I can't imagine what would cause that. I just tried it using Arduino IDE 1.8.2 on my Leonardo to make sure nothing has changed since I tried it last and burning the Leonardo bootloader using an Uno as Arduino as ISP worked fine and I am still able to use the Keyboard library functions.
I connected all ICSP header pins from one board to another except for the reset pin. The reset pin on the Leonardo was connected to pin 10 on the Uno.
Thanks pert, I am realising now that it the problem is with my own test sketch (memo to self: always revert to the Examples library for sanity testing, never to my own code!) But the misbehaviour of my test sketch is very bizarre; call to analogRead of A5 seemed to disable HID. Too crazy -- it had to be a memory stomp of some kind, and I did eventually find it (coming from years with loosely typed languages, I find it hard to wrap my head around the stringent typing of cpp -- I committed a run-time array indexing overrun not detectible at compile time).

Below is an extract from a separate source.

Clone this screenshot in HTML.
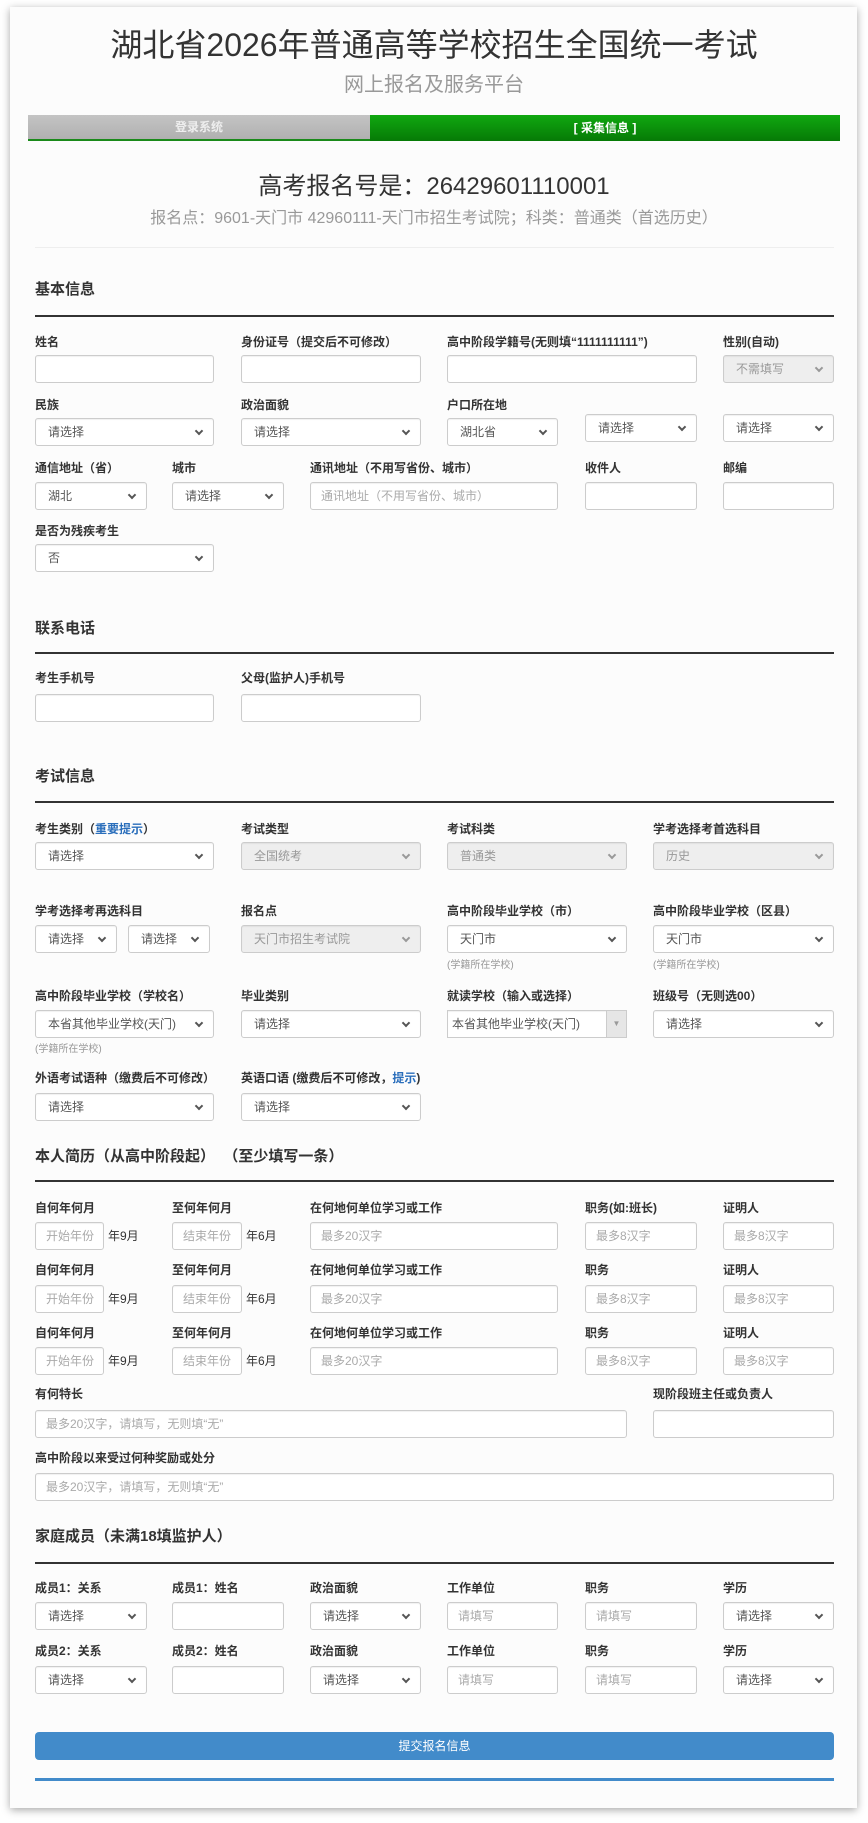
<!DOCTYPE html>
<html><head><meta charset="utf-8">
<style>
*{margin:0;padding:0;box-sizing:border-box}
body{width:868px;height:1823px;background:#fff;font-family:"Liberation Sans","Noto Sans CJK SC",sans-serif;position:relative;overflow:hidden}
.card{position:absolute;left:10px;top:7px;width:847px;height:1801px;background:#fcfcfc;box-shadow:0 2px 8px rgba(0,0,0,.35)}
.a{position:absolute}
.t{position:absolute;left:0;width:868px;text-align:center;white-space:nowrap}
.l{position:absolute;font-size:12px;font-weight:bold;color:#333;line-height:16px;white-space:nowrap}
.h{position:absolute;left:35px;font-size:15px;font-weight:bold;color:#333;line-height:20px}
.ln{position:absolute;left:35px;width:799px;height:2px;background:#333}
.i{position:absolute;height:28px;border:1px solid #ccc;border-radius:3px;background:#fff;font-size:12px;color:#555;padding-left:12px;line-height:26px;white-space:nowrap;overflow:hidden;box-shadow:inset 0 1px 1px rgba(0,0,0,.06)}
.p{color:#aaa;padding-left:10px}
.d{background:#eee;color:#999}
.s::after{content:"";position:absolute;right:11px;top:9px;width:4px;height:4px;border-right:2px solid #555;border-bottom:2px solid #555;transform:rotate(45deg)}
.d.s::after{border-color:#999}
.sm{position:absolute;font-size:10px;color:#999;line-height:14px}
.bl{color:#2a6ebb}
</style></head><body>
<div class="card"></div>
<div class="t" style="top:24px;font-size:32px;color:#333;line-height:42px">湖北省2026年普通高等学校招生全国统一考试</div>
<div class="t" style="top:72px;font-size:20px;color:#999;line-height:26px">网上报名及服务平台</div>
<div class="a" style="left:28px;top:115px;width:342px;height:26px;background:linear-gradient(#c4c4c4,#b0b0b0);border-bottom:2px solid #1a8a1a;color:#eee;font-size:12px;font-weight:bold;text-align:center;line-height:25px">登录系统</div>
<div class="a" style="left:370px;top:115px;width:470px;height:26px;background:linear-gradient(#10a810,#067a06);color:#fff;font-size:12px;font-weight:bold;text-align:center;line-height:26px">[ 采集信息 ]</div>
<div class="t" style="top:172px;font-size:24px;color:#333;line-height:30px">高考报名号是：26429601110001</div>
<div class="t" style="top:209px;font-size:16px;color:#999;line-height:20px">报名点：9601-天门市 42960111-天门市招生考试院；科类：普通类（首选历史）</div>
<div class="a" style="left:35px;top:247px;width:799px;height:1px;background:#eee"></div>

<div class="h" style="top:280px">基本信息</div><div class="ln" style="top:315px"></div>
<div class="l" style="left:35px;top:334px">姓名</div>
<div class="l" style="left:241px;top:334px">身份证号（提交后不可修改）</div>
<div class="l" style="left:447px;top:334px">高中阶段学籍号(无则填“1111111111”)</div>
<div class="l" style="left:723px;top:334px">性别(自动)</div>
<div class="i" style="left:35px;top:355px;width:179px"></div>
<div class="i" style="left:241px;top:355px;width:180px"></div>
<div class="i" style="left:447px;top:355px;width:250px"></div>
<div class="i s d" style="left:723px;top:355px;width:111px">不需填写</div>

<div class="l" style="left:35px;top:397px">民族</div>
<div class="l" style="left:241px;top:397px">政治面貌</div>
<div class="l" style="left:447px;top:397px">户口所在地</div>
<div class="i s" style="left:35px;top:418px;width:179px">请选择</div>
<div class="i s" style="left:241px;top:418px;width:180px">请选择</div>
<div class="i s" style="left:447px;top:418px;width:111px">湖北省</div>
<div class="i s" style="left:585px;top:414px;width:112px">请选择</div>
<div class="i s" style="left:723px;top:414px;width:111px">请选择</div>

<div class="l" style="left:35px;top:460px">通信地址（省）</div>
<div class="l" style="left:172px;top:460px">城市</div>
<div class="l" style="left:310px;top:460px">通讯地址（不用写省份、城市）</div>
<div class="l" style="left:585px;top:460px">收件人</div>
<div class="l" style="left:723px;top:460px">邮编</div>
<div class="i s" style="left:35px;top:482px;width:112px">湖北</div>
<div class="i s" style="left:172px;top:482px;width:112px">请选择</div>
<div class="i p" style="left:310px;top:482px;width:248px">通讯地址（不用写省份、城市）</div>
<div class="i" style="left:585px;top:482px;width:112px"></div>
<div class="i" style="left:723px;top:482px;width:111px"></div>
<div class="l" style="left:35px;top:523px">是否为残疾考生</div>
<div class="i s" style="left:35px;top:544px;width:179px">否</div>

<div class="h" style="top:619px">联系电话</div><div class="ln" style="top:652px"></div>
<div class="l" style="left:35px;top:670px">考生手机号</div>
<div class="l" style="left:241px;top:670px">父母(监护人)手机号</div>
<div class="i" style="left:35px;top:694px;width:179px"></div>
<div class="i" style="left:241px;top:694px;width:180px"></div>

<div class="h" style="top:767px">考试信息</div><div class="ln" style="top:801px"></div>
<div class="l" style="left:35px;top:821px">考生类别（<span class="bl">重要提示</span>）</div>
<div class="l" style="left:241px;top:821px">考试类型</div>
<div class="l" style="left:447px;top:821px">考试科类</div>
<div class="l" style="left:653px;top:821px">学考选择考首选科目</div>
<div class="i s" style="left:35px;top:842px;width:179px">请选择</div>
<div class="i s d" style="left:241px;top:842px;width:180px">全国统考</div>
<div class="i s d" style="left:447px;top:842px;width:180px">普通类</div>
<div class="i s d" style="left:653px;top:842px;width:181px">历史</div>

<div class="l" style="left:35px;top:903px">学考选择考再选科目</div>
<div class="l" style="left:241px;top:903px">报名点</div>
<div class="l" style="left:447px;top:903px">高中阶段毕业学校（市）</div>
<div class="l" style="left:653px;top:903px">高中阶段毕业学校（区县）</div>
<div class="i s" style="left:35px;top:925px;width:82px">请选择</div>
<div class="i s" style="left:128px;top:925px;width:82px">请选择</div>
<div class="i s d" style="left:241px;top:925px;width:180px">天门市招生考试院</div>
<div class="i s" style="left:447px;top:925px;width:180px">天门市</div>
<div class="i s" style="left:653px;top:925px;width:181px">天门市</div>
<div class="sm" style="left:447px;top:959px">(学籍所在学校)</div>
<div class="sm" style="left:653px;top:959px">(学籍所在学校)</div>

<div class="l" style="left:35px;top:988px">高中阶段毕业学校（学校名）</div>
<div class="l" style="left:241px;top:988px">毕业类别</div>
<div class="l" style="left:447px;top:988px">就读学校（输入或选择）</div>
<div class="l" style="left:653px;top:988px">班级号（无则选00）</div>
<div class="i s" style="left:35px;top:1010px;width:179px">本省其他毕业学校(天门)</div>
<div class="i s" style="left:241px;top:1010px;width:180px">请选择</div>
<div class="i" style="left:447px;top:1010px;width:180px;padding-left:4px;border-radius:0">本省其他毕业学校(天门)<span class="a" style="right:0;top:0;width:20px;height:26px;background:#e6e6e6;border-left:1px solid #ccc;color:#999;font-size:8px;text-align:center">▼</span></div>
<div class="i s" style="left:653px;top:1010px;width:181px">请选择</div>
<div class="sm" style="left:35px;top:1043px">(学籍所在学校)</div>

<div class="l" style="left:35px;top:1070px">外语考试语种（缴费后不可修改）</div>
<div class="l" style="left:241px;top:1070px">英语口语 (缴费后不可修改，<span class="bl">提示</span>)</div>
<div class="i s" style="left:35px;top:1093px;width:179px">请选择</div>
<div class="i s" style="left:241px;top:1093px;width:180px">请选择</div>

<div class="h" style="top:1147px">本人简历（从高中阶段起）&nbsp;&nbsp;（至少填写一条）</div><div class="ln" style="top:1180px"></div>

<div class="l" style="left:35px;top:1200px">自何年何月</div><div class="l" style="left:172px;top:1200px">至何年何月</div><div class="l" style="left:310px;top:1200px">在何地何单位学习或工作</div><div class="l" style="left:585px;top:1200px">职务(如:班长)</div><div class="l" style="left:723px;top:1200px">证明人</div>
<div class="i p" style="left:35px;top:1222px;width:69px">开始年份</div><div class="l" style="left:108px;top:1228px;font-weight:normal">年9月</div>
<div class="i p" style="left:172px;top:1222px;width:70px">结束年份</div><div class="l" style="left:246px;top:1228px;font-weight:normal">年6月</div>
<div class="i p" style="left:310px;top:1222px;width:248px">最多20汉字</div><div class="i p" style="left:585px;top:1222px;width:112px">最多8汉字</div><div class="i p" style="left:723px;top:1222px;width:111px">最多8汉字</div>

<div class="l" style="left:35px;top:1262px">自何年何月</div><div class="l" style="left:172px;top:1262px">至何年何月</div><div class="l" style="left:310px;top:1262px">在何地何单位学习或工作</div><div class="l" style="left:585px;top:1262px">职务</div><div class="l" style="left:723px;top:1262px">证明人</div>
<div class="i p" style="left:35px;top:1285px;width:69px">开始年份</div><div class="l" style="left:108px;top:1291px;font-weight:normal">年9月</div>
<div class="i p" style="left:172px;top:1285px;width:70px">结束年份</div><div class="l" style="left:246px;top:1291px;font-weight:normal">年6月</div>
<div class="i p" style="left:310px;top:1285px;width:248px">最多20汉字</div><div class="i p" style="left:585px;top:1285px;width:112px">最多8汉字</div><div class="i p" style="left:723px;top:1285px;width:111px">最多8汉字</div>

<div class="l" style="left:35px;top:1325px">自何年何月</div><div class="l" style="left:172px;top:1325px">至何年何月</div><div class="l" style="left:310px;top:1325px">在何地何单位学习或工作</div><div class="l" style="left:585px;top:1325px">职务</div><div class="l" style="left:723px;top:1325px">证明人</div>
<div class="i p" style="left:35px;top:1347px;width:69px">开始年份</div><div class="l" style="left:108px;top:1353px;font-weight:normal">年9月</div>
<div class="i p" style="left:172px;top:1347px;width:70px">结束年份</div><div class="l" style="left:246px;top:1353px;font-weight:normal">年6月</div>
<div class="i p" style="left:310px;top:1347px;width:248px">最多20汉字</div><div class="i p" style="left:585px;top:1347px;width:112px">最多8汉字</div><div class="i p" style="left:723px;top:1347px;width:111px">最多8汉字</div>

<div class="l" style="left:35px;top:1386px">有何特长</div><div class="l" style="left:653px;top:1386px">现阶段班主任或负责人</div>
<div class="i p" style="left:35px;top:1410px;width:592px">最多20汉字，请填写，无则填“无”</div>
<div class="i" style="left:653px;top:1410px;width:181px"></div>
<div class="l" style="left:35px;top:1450px">高中阶段以来受过何种奖励或处分</div>
<div class="i p" style="left:35px;top:1473px;width:799px">最多20汉字，请填写，无则填“无”</div>

<div class="h" style="top:1527px">家庭成员（未满18填监护人）</div><div class="ln" style="top:1562px"></div>
<div class="l" style="left:35px;top:1580px">成员1：关系</div><div class="l" style="left:172px;top:1580px">成员1：姓名</div><div class="l" style="left:310px;top:1580px">政治面貌</div><div class="l" style="left:447px;top:1580px">工作单位</div><div class="l" style="left:585px;top:1580px">职务</div><div class="l" style="left:723px;top:1580px">学历</div>
<div class="i s" style="left:35px;top:1602px;width:112px">请选择</div><div class="i" style="left:172px;top:1602px;width:112px"></div><div class="i s" style="left:310px;top:1602px;width:111px">请选择</div><div class="i p" style="left:447px;top:1602px;width:111px">请填写</div><div class="i p" style="left:585px;top:1602px;width:112px">请填写</div><div class="i s" style="left:723px;top:1602px;width:111px">请选择</div>
<div class="l" style="left:35px;top:1643px">成员2：关系</div><div class="l" style="left:172px;top:1643px">成员2：姓名</div><div class="l" style="left:310px;top:1643px">政治面貌</div><div class="l" style="left:447px;top:1643px">工作单位</div><div class="l" style="left:585px;top:1643px">职务</div><div class="l" style="left:723px;top:1643px">学历</div>
<div class="i s" style="left:35px;top:1666px;width:112px">请选择</div><div class="i" style="left:172px;top:1666px;width:112px"></div><div class="i s" style="left:310px;top:1666px;width:111px">请选择</div><div class="i p" style="left:447px;top:1666px;width:111px">请填写</div><div class="i p" style="left:585px;top:1666px;width:112px">请填写</div><div class="i s" style="left:723px;top:1666px;width:111px">请选择</div>

<div class="a" style="left:35px;top:1732px;width:799px;height:28px;background:#428bca;border-radius:4px;color:#fff;font-size:12px;text-align:center;line-height:28px">提交报名信息</div>
<div class="a" style="left:35px;top:1778px;width:799px;height:3px;background:#428bca"></div>
</body></html>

Glad to hear you found the problem and your Leonardo is restored! Now you can feel more confident playing around with the HID functions because it will be easy enough to recover from this problem if it happens again. If you are going to be using an ISP programmer frequently I recommend buying a 6 pin USBasp. You can get them for <$3 USD with free shipping on eBay and it's really convenient to be able to just plug the thing right into the ICSP header instead of having to set up an Arduino as ISP every time. It doesn't even faze me when I mess up my Leonardo or Pro Micro, I just grab the USBasp that lives on my desk and a minute later it's good as new.
@pert thanks for the cable recommendation, ordered a couple. I do feel much more confident now knowing that I can reflash my duinos any time. Most errors (ones that don't involve blue smoke, that is) are now recoverable. Many thanks for your help!